INTRODUCTION AND NOMENCLATURE
Frontotemporal dementia (FTD) is a neuropathologically and clinically heterogeneous disorder characterized by focal degeneration of the frontal and/or temporal lobes . Age of onset is typically in the late 50s or early 60s, and the primary initial clinical manifestations are changes in personality and social behavior or language, progressing over time to a more global dementia. A subset of patients may also exhibit symptoms of extrapyramidal or motor neuron involvement at some point in the disease process.

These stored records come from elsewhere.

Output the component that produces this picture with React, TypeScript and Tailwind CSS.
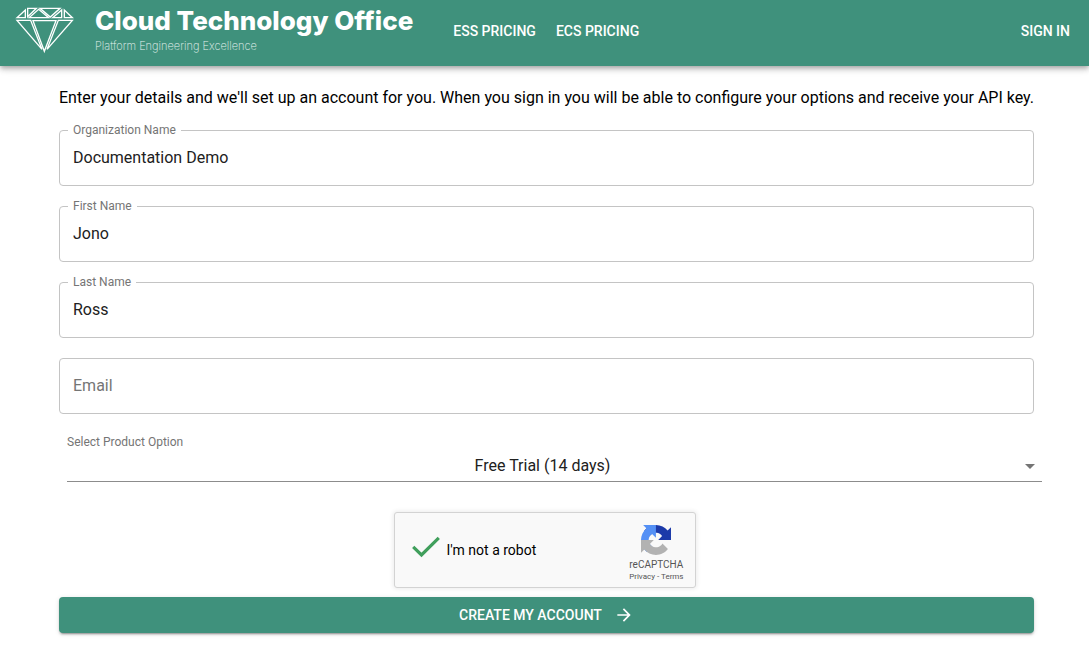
import React, { useId, useState } from "react";

function DiamondLogo() {
  return (
    <svg
      viewBox="30 16 180 141"
      className="h-[47px] w-[60px] shrink-0"
      fill="none"
      stroke="#fff"
      strokeWidth="4"
      strokeLinejoin="miter"
      aria-hidden="true"
    >
      <path d="M36 48 61 25V48Z" />
      <path d="M68 20H94L68 45Z" />
      <path d="M72 48 101 23 131 48Z" />
      <path d="M105 20H165L136 46Z" />
      <path d="M143 48 170 25V48Z" />
      <path d="M178 25V48H202Z" />
      <path d="M36 56H77L111 143Z" />
      <path d="M84 57H153L118 149Z" />
      <path d="M160 56H202L126 143Z" />
    </svg>
  );
}

function RecaptchaLogo() {
  return (
    <svg viewBox="0 0 64 64" className="h-[30px] w-[30px]" aria-hidden="true">
      <path
        fill="#1c3aa9"
        d="M64 31.955l-.033-1.37V4.687l-7.16 7.16C50.948 4.674 42.033.093 32.05.093c-10.4 0-19.622 4.96-25.458 12.64l11.736 11.86a15.55 15.55 0 0 1 4.754-5.334c2.05-1.6 4.952-2.906 8.968-2.906.485 0 .86.057 1.135.163 4.976.393 9.288 3.14 11.828 7.124l-8.307 8.307L64 31.953"
      />
      <path
        fill="#5490f5"
        d="M31.862.094l-1.37.033H4.594l7.16 7.16C4.58 13.147 0 22.06 0 32.046c0 10.4 4.96 19.622 12.64 25.458L24.5 45.768a15.55 15.55 0 0 1-5.334-4.754c-1.6-2.05-2.906-4.952-2.906-8.968 0-.485.057-.86.163-1.135.393-4.976 3.14-9.288 7.124-11.828l8.307 8.307L31.86.095"
      />
      <path
        fill="#b2b2b2"
        d="M.001 32.045l.033 1.37v25.898l7.16-7.16c5.86 7.173 14.774 11.754 24.76 11.754 10.4 0 19.622-4.96 25.458-12.64l-11.736-11.86a15.55 15.55 0 0 1-4.754 5.334c-2.05 1.6-4.952 2.906-8.968 2.906-.485 0-.86-.057-1.135-.163-4.976-.393-9.288-3.14-11.828-7.124l8.307-8.307c-10.522.04-22.4.066-27.295-.005"
      />
    </svg>
  );
}

type FieldProps = {
  label: string;
  initial?: string;
  type?: string;
};

function OutlinedField({ label, initial = "", type = "text" }: FieldProps) {
  const id = useId();
  const [value, setValue] = useState(initial);
  return (
    <div className="relative">
      <input
        id={id}
        type={type}
        value={value}
        onChange={(e) => setValue(e.target.value)}
        className="block h-14 w-full rounded border border-[#c4c4c4] bg-white px-[13px] pb-[2px] text-base text-[#212121] outline-none focus:border-[#3f917c]"
      />
      <label
        htmlFor={id}
        className={
          value
            ? "absolute -top-2 left-[9px] bg-white px-[5px] text-xs text-[#757575]"
            : "absolute top-4 left-[14px] text-base text-[#757575]"
        }
      >
        {label}
      </label>
    </div>
  );
}

export default function App() {
  const [verified, setVerified] = useState(true);
  return (
    <div className="min-h-screen bg-white font-[Roboto,sans-serif] text-black">
      <header className="flex h-[66px] items-start bg-[#3f917c] pr-[19px] pl-[15px] text-white shadow-[0_2px_4px_-1px_rgba(0,0,0,0.2),0_4px_5px_0_rgba(0,0,0,0.14),0_1px_10px_0_rgba(0,0,0,0.12)]">
        <a href="#home" className="flex gap-5 pt-[7px]">
          <DiamondLogo />
          <span className="flex flex-col font-[Inter,sans-serif] whitespace-nowrap">
            <span className="text-[26px] leading-7 font-extrabold">Cloud Technology Office</span>
            <span className="pt-[3px] text-[11px] leading-4 font-extralight text-[#e6f2ef]">
              Platform Engineering Excellence
            </span>
          </span>
        </a>
        <nav className="flex grow items-center gap-5 pt-[19px] pl-10 text-sm leading-6 font-medium uppercase">
          <a href="#ess">ESS Pricing</a>
          <a href="#ecs">ECS Pricing</a>
          <a href="#signin" className="ml-auto">
            Sign in
          </a>
        </nav>
      </header>

      <main className="pt-5 pr-[55px] pb-9 pl-[59px]">
        <form className="flex flex-col" onSubmit={(e) => e.preventDefault()}>
          <p className="-mr-4 text-base">
            Enter your details and we'll set up an account for you. When you sign in you will be able to configure your
            options and receive your API key.
          </p>
          <div className="flex flex-col gap-5 pt-5">
            <OutlinedField label="Organization Name" initial="Documentation Demo" />
            <OutlinedField label="First Name" initial="Jono" />
            <OutlinedField label="Last Name" initial="Ross" />
            <OutlinedField label="Email" type="email" />
          </div>

          <div className="-mr-2 ml-2 flex flex-col pt-5">
            <label htmlFor="product" className="text-xs leading-4 text-[#757575]">
              Select Product Option
            </label>
            <div className="relative">
              <select
                id="product"
                defaultValue="trial"
                className="block h-8 w-full appearance-none border-b border-[#8c8c8c] bg-transparent pr-6 text-center text-base text-[#212121] outline-none [text-align-last:center]"
              >
                <option value="trial">Free Trial (14 days)</option>
                <option value="standard">Standard</option>
              </select>
              <svg
                viewBox="0 0 24 24"
                className="pointer-events-none absolute top-1 right-0 h-6 w-6"
                fill="#757575"
                aria-hidden="true"
              >
                <path d="M7 10l5 5 5-5z" />
              </svg>
            </div>
          </div>

          <div className="mt-[30px] mr-1 flex h-[76px] w-[302px] items-center self-center rounded-[3px] border border-[#d3d3d3] bg-[#f9f9f9] pr-[11px] pl-[17px] shadow-[0_0_4px_1px_rgba(0,0,0,0.08)]">
            <label className="flex items-center gap-[7px] text-sm">
              <input
                type="checkbox"
                checked={verified}
                onChange={(e) => setVerified(e.target.checked)}
                className="peer sr-only"
              />
              <svg
                viewBox="0 0 28 22"
                className="mb-1.5 h-[22px] w-7 opacity-0 peer-checked:opacity-100"
                fill="none"
                stroke="#409f5c"
                strokeWidth="3.2"
                aria-hidden="true"
              >
                <path d="M1.2 10.8 9.5 19 26.8 1.8" />
              </svg>
              I'm not a robot
            </label>
            <div className="ml-auto flex flex-col items-center pt-[7px] text-[#555]">
              <RecaptchaLogo />
              <span className="pt-1 text-[10px] leading-3">reCAPTCHA</span>
              <span className="text-[8px] leading-3">
                <a href="#privacy">Privacy</a> - <a href="#terms">Terms</a>
              </span>
            </div>
          </div>

          <button
            type="submit"
            className="mt-[9px] flex h-9 w-full items-center justify-center gap-3 rounded bg-[#3f917c] text-sm font-medium text-white uppercase shadow-[0_3px_1px_-2px_rgba(0,0,0,0.2),0_2px_2px_0_rgba(0,0,0,0.14),0_1px_5px_0_rgba(0,0,0,0.12)]"
          >
            Create my account
            <svg viewBox="0 0 24 24" className="h-5 w-5" fill="currentColor" aria-hidden="true">
              <path d="M12 4l-1.41 1.41L16.17 11H4v2h12.17l-5.58 5.59L12 20l8-8z" />
            </svg>
          </button>
        </form>
      </main>
    </div>
  );
}
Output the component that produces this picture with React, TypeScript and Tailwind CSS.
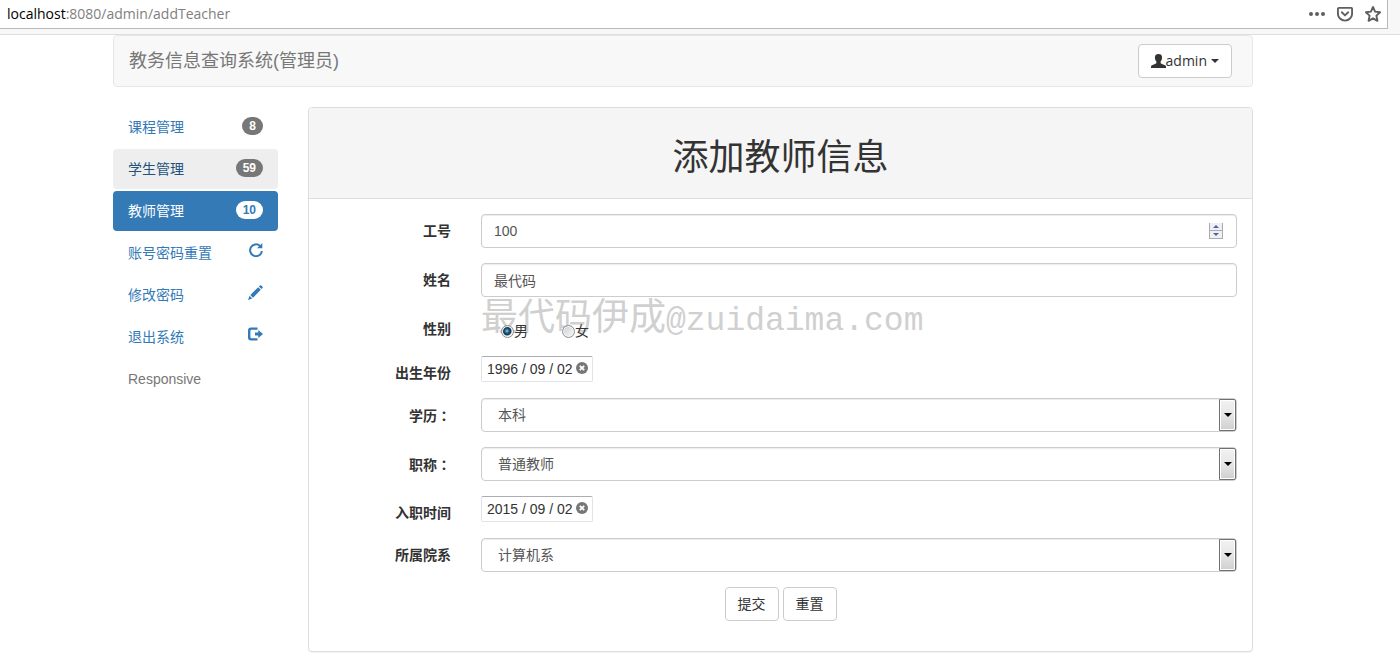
import { useState } from "react";
import type { ReactNode } from "react";
import clsx from "clsx";

function UserIcon() {
  return (
    <svg viewBox="0 0 15 14" fill="currentColor" aria-hidden className="w-[15px] h-[14px] shrink-0">
      <path d="M7.500 0C5.300 0 3.900 1.200 3.900 3.400c0 1.600.6 3 1.500 4v1.400c0 .5-.3.8-.8 1L1 11.300c-.7.3-1 .8-1 1.400V14h15v-1.300c0-.6-.3-1.100-1-1.400l-3.600-1.500c-.5-.2-.8-.5-.8-1V7.400c.9-1 1.500-2.400 1.500-4C11.100 1.200 9.700 0 7.500 0z" />
    </svg>
  );
}

function RepeatIcon() {
  return (
    <svg viewBox="0 0 14 14" fill="currentColor" aria-hidden className="w-[14px] h-[14px]">
      <path
        d="M11 2.900A5.900 5.900 0 1 0 12.900 8"
        fill="none"
        stroke="currentColor"
        strokeWidth="2"
      />
      <path d="M13.300 0v5.300H8z" />
    </svg>
  );
}

function PencilIcon() {
  return (
    <svg viewBox="0 0 15 15" fill="currentColor" aria-hidden className="w-[15px] h-[15px]">
      <path d="M11.900.5c.4-.4.9-.4 1.300 0l1.300 1.300c.4.4.4.9 0 1.300l-1 1-2.600-2.600zM10.200 2.200l2.600 2.600-7.800 7.900L2.300 10zM1.600 10.800 4.200 13.400 0 15z" />
    </svg>
  );
}

function LogoutIcon() {
  return (
    <svg viewBox="0 0 15 14" fill="currentColor" aria-hidden className="w-[15px] h-[14px]">
      <path d="M9.500.5H3A3 3 0 0 0 0 3.500v7a3 3 0 0 0 3 3h6.500v-2.300H3.600a1.200 1.200 0 0 1-1.200-1.200V4a1.200 1.200 0 0 1 1.200-1.200h5.900z" />
      <path d="M10.300 3 15 7l-4.700 4V8.600H7V5.400h3.300z" />
    </svg>
  );
}

function AddressBar() {
  return (
    <header className="h-[35px] bg-[#f7f7f8] border-b border-[#dedede] pr-3 font-['Open_Sans','Noto_Sans',sans-serif]">
      <div className="h-[29px] flex items-center justify-between bg-white border-b border-r border-[#b8b8b8] pl-[7px] pr-[6px] text-sm leading-5">
        <p className="text-[#808080]">
          <span className="text-black">localhost</span>:8080/admin/addTeacher
        </p>
        <div className="flex items-center gap-3 text-[#5f5f61]">
          <button type="button" aria-label="更多" className="w-4 h-4">
            <svg viewBox="0 0 16 16" fill="currentColor" className="w-4 h-4">
              <circle cx="2" cy="8" r="2" />
              <circle cx="8" cy="8" r="2" />
              <circle cx="14" cy="8" r="2" />
            </svg>
          </button>
          <button type="button" aria-label="Pocket" className="w-4 h-4">
            <svg viewBox="0 0 16 16" fill="none" stroke="currentColor" strokeWidth="1.900" strokeLinecap="round" strokeLinejoin="round" className="w-4 h-4">
              <path d="M2 1.900h12a1.100 1.100 0 0 1 1.100 1.100v4.500a7.100 7.100 0 0 1-14.200 0V3A1.100 1.100 0 0 1 2 1.900z" />
              <path d="M4.800 6.300 8 9.400l3.200-3.100" />
            </svg>
          </button>
          <button type="button" aria-label="收藏" className="w-4 h-4">
            <svg viewBox="0 0 16 16" fill="none" stroke="currentColor" strokeWidth="1.900" strokeLinejoin="round" className="w-4 h-4">
              <path d="M8 1 10.100 5.600 15.100 6.200 11.400 9.600 12.400 14.800 8 12.300 3.600 14.800 4.600 9.600.9 6.200 5.900 5.600z" />
            </svg>
          </button>
        </div>
      </div>
    </header>
  );
}

function Navbar() {
  return (
    <nav className="flex items-start justify-between bg-[#f8f8f8] border border-[#e7e7e7] rounded pl-[15px] pr-5 h-[52px]">
      <a href="#" className="text-lg leading-5 py-[15px] text-[#777]">
        教务信息查询系统(管理员)
      </a>
      <button
        type="button"
        className="mt-2 h-[34px] px-3 flex items-center bg-white border border-[#ccc] rounded text-[#333] text-sm font-['Open_Sans','Noto_Sans',sans-serif]"
      >
        <UserIcon />
        admin
        <span className="ml-1 border-x-4 border-x-transparent border-t-4 border-t-[#333]" />
      </button>
    </nav>
  );
}

const menu: { label: string; badge?: number; icon?: ReactNode; state?: "hover" | "active" }[] = [
  { label: "课程管理", badge: 8 },
  { label: "学生管理", badge: 59, state: "hover" },
  { label: "教师管理", badge: 10, state: "active" },
  { label: "账号密码重置", icon: <RepeatIcon /> },
  { label: "修改密码", icon: <PencilIcon /> },
  { label: "退出系统", icon: <LogoutIcon /> },
];

function Sidebar() {
  return (
    <ul className="w-[165px] shrink-0 flex flex-col gap-[2px]">
      {menu.map((item) => (
        <li key={item.label}>
          <a
            href="#"
            className={clsx(
              "flex items-start justify-between px-[15px] py-[10px] rounded",
              item.state === "active" && "bg-[#337ab7] text-white",
              item.state === "hover" && "bg-[#eee] text-[#23527c]",
              !item.state && "text-[#337ab7]"
            )}
          >
            {item.label}
            {item.badge !== undefined && (
              <span
                className={clsx(
                  "rounded-[10px] px-[7px] py-[3px] text-xs leading-3 font-bold",
                  item.state === "active" ? "bg-white text-[#337ab7]" : "bg-[#777] text-white"
                )}
              >
                {item.badge}
              </span>
            )}
            {item.icon}
          </a>
        </li>
      ))}
      <li className="px-[15px] py-[10px] text-[#777]">Responsive</li>
    </ul>
  );
}

function Row({ label, htmlFor, children }: { label: string; htmlFor?: string; children: ReactNode }) {
  return (
    <div className="flex items-start gap-[30px] mb-[15px]">
      <label
        htmlFor={htmlFor}
        className="w-[127px] shrink-0 pt-[7px] text-right font-bold"
      >
        {label.replace("：", "")}
        {/* the TC face centres the full-width colon */}
        {label.endsWith("：") && <span className="font-['Noto_Sans_CJK_TC',sans-serif]" lang="zh-TW">：</span>}
      </label>
      <div className="relative flex-1">{children}</div>
    </div>
  );
}

const control =
  "block w-full h-[34px] bg-white border border-[#ccc] rounded text-[#555] shadow-[inset_0_1px_1px_rgba(0,0,0,0.075)] outline-none";

function NumberField({ id }: { id: string }) {
  const [value, setValue] = useState(100);
  return (
    <>
      <input
        id={id}
        inputMode="numeric"
        value={value}
        onChange={(e) => setValue(Number(e.target.value) || 0)}
        className={clsx(control, "px-3")}
      />
      <div className="absolute right-[14px] top-[9px] w-[14px] h-4 flex flex-col border border-t-0 border-[#a9a9b5] bg-[#f0f0f0]">
        <button
          type="button"
          aria-label="增加"
          onClick={() => setValue(value + 1)}
          className="flex-1 flex items-center justify-center border-b border-[#a9a9b5]"
        >
          <span className="border-x-3 border-x-transparent border-b-3 border-b-[#4c62b3]" />
        </button>
        <button
          type="button"
          aria-label="减少"
          onClick={() => setValue(value - 1)}
          className="flex-1 flex items-center justify-center"
        >
          <span className="border-x-3 border-x-transparent border-t-3 border-t-[#4c62b3]" />
        </button>
      </div>
    </>
  );
}

function DateField({ id, initial }: { id: string; initial: string }) {
  const [value, setValue] = useState(initial);
  return (
    <div className="w-[112px] h-[26px] flex items-center bg-white border border-[#e2e3ea] border-t-[#abadb3] rounded-xs pl-[5px] pr-1">
      <input
        id={id}
        value={value}
        onChange={(e) => setValue(e.target.value)}
        className="flex-1 min-w-0 text-[#333] outline-none"
      />
      <button type="button" aria-label="清除" onClick={() => setValue("")} className="shrink-0 w-3 h-3 mb-[2px]">
        <svg viewBox="0 0 12 12" className="w-3 h-3">
          <circle cx="6" cy="6" r="6" fill="#777" />
          <path d="M3.800 3.800 8.200 8.200M8.200 3.800 3.800 8.200" stroke="#fff" strokeWidth="1.800" />
        </svg>
      </button>
    </div>
  );
}

function SelectField({ id, options }: { id: string; options: string[] }) {
  return (
    <>
      <select id={id} className={clsx(control, "appearance-none pl-4 pr-6")}>
        {options.map((o) => (
          <option key={o}>{o}</option>
        ))}
      </select>
      <span className="pointer-events-none absolute right-px top-px bottom-px w-[17px] flex items-center justify-center border border-[#707070] rounded-r-xs bg-linear-to-b from-[#f2f2f2] via-[#e6e6e6] to-[#cfcfcf] shadow-[inset_0_0_0_1px_#fff]">
        <span className="border-x-4 border-x-transparent border-t-4 border-t-black" />
      </span>
    </>
  );
}

function Radio({ label, checked }: { label: string; checked?: boolean }) {
  return (
    <label className="flex items-center">
      <input
        type="radio"
        name="sex"
        defaultChecked={checked}
        className="appearance-none w-[13px] h-[13px] rounded-full border border-[#8e8f8f] bg-linear-to-br from-[#c9cdd3] to-[#fbfbfb] shadow-[inset_0_0_0_1px_#f4f4f4] checked:bg-[radial-gradient(circle_at_5px_5px,#9fdcf5_0,#1d5d85_2px,#16344e_4px,#e4e8ec_5px)]"
      />
      {label}
    </label>
  );
}

export default function App() {
  return (
    <div className="min-h-screen bg-white text-sm leading-5 text-[#333] font-['Liberation_Sans','Noto_Sans_CJK_SC',sans-serif]">
      <AddressBar />
      <div className="pr-[34px]">
        <div className="max-w-[1140px] mx-auto">
          <Navbar />
          <div className="mt-5 flex items-start gap-[30px]">
            <Sidebar />
            <main className="flex-1 bg-white border border-[#ddd] rounded shadow-[0_1px_1px_rgba(0,0,0,0.05)]">
              <div className="bg-[#f5f5f5] border-b border-[#ddd] rounded-t-[3px] pt-[30px] pb-5 text-center">
                <h1 className="text-4xl leading-10">添加教师信息</h1>
              </div>
              <form className="p-[15px]" onSubmit={(e) => e.preventDefault()}>
                <Row label="工号" htmlFor="number">
                  <NumberField id="number" />
                </Row>
                <Row label="姓名" htmlFor="name">
                  <input id="name" defaultValue="最代码" className={clsx(control, "px-3")} />
                </Row>
                <Row label="性别">
                  {/* watermark */}
                  <div className="pointer-events-none absolute left-0 -top-[14px] flex items-baseline whitespace-nowrap leading-10 text-[#d0d0d0]">
                    <span className="text-[37px]">最代码伊成</span>
                    <span className="text-[33px] font-['Liberation_Mono',monospace]">@zuidaima.com</span>
                  </div>
                  <div className="relative flex gap-[34px] pt-[9px] pl-5" role="radiogroup" aria-label="性别">
                    <Radio label="男" checked />
                    <Radio label="女" />
                  </div>
                </Row>
                <Row label="出生年份" htmlFor="birth">
                  <DateField id="birth" initial="1996 / 09 / 02" />
                </Row>
                <Row label="学历：" htmlFor="degree">
                  <SelectField id="degree" options={["本科", "硕士", "博士"]} />
                </Row>
                <Row label="职称：" htmlFor="title">
                  <SelectField id="title" options={["普通教师", "副教授", "教授"]} />
                </Row>
                <Row label="入职时间" htmlFor="entry">
                  <DateField id="entry" initial="2015 / 09 / 02" />
                </Row>
                <Row label="所属院系" htmlFor="college">
                  <SelectField id="college" options={["计算机系", "设计系", "财经系"]} />
                </Row>
                <div className="flex justify-center gap-1 mb-[15px]">
                  <button type="submit" className="h-[34px] px-3 bg-white border border-[#ccc] rounded">
                    提交
                  </button>
                  <button type="reset" className="h-[34px] px-3 bg-white border border-[#ccc] rounded">
                    重置
                  </button>
                </div>
              </form>
            </main>
          </div>
        </div>
      </div>
    </div>
  );
}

For many years the clinical syndrome was known as Picks disease after Arnold Pick, who originally described the behavioral variant of this syndrome in 1892 . A variety of terms to describe the clinical syndrome have ensued, including:
- Frontal lobe dementia
- Frontal lobe degeneration
- Frontotemporal lobar degeneration
- Pick complex
The preferred terminology for the clinical syndrome is frontotemporal dementia [3,4]. However, the term remains somewhat unclear. While frontotemporal dementia is often meant to encompass the entire syndrome complex that is associated with degeneration of the frontal and temporal lobes, at other times frontotemporal dementia is used to describe the behavioral variant specifically. In this topic, frontotemporal dementia will be used to describe the entire syndrome as a whole, and the behavioral variant will be specified when that subgroup is specifically described.
FTD subtypes are also subject to the use of evolving and inconsistent nomenclature. As an example, the terms frontal variant and temporal variant are often applied to behavioral variant FTD and to semantic dementia respectively. Because the implied neuroanatomic associations are not perfect, we prefer using the clinical rather than the anatomic terms to describe the clinical syndrome [5,6]. Finally, the term primary progressive aphasia originally described a series of patients with a progressive nonfluent aphasia . As another syndrome characterized by a progressive fluent aphasia was increasingly recognized, some authors categorized this as a subset of primary progressive aphasia, while others, recognizing the frequent (but not invariable) presence of more extensive cognitive deficits in these patients, coined the term semantic dementia. We will use the terms progressive nonfluent aphasia and semantic dementia to describe these syndromes, recognizing that some patients may fall into an intermediate category.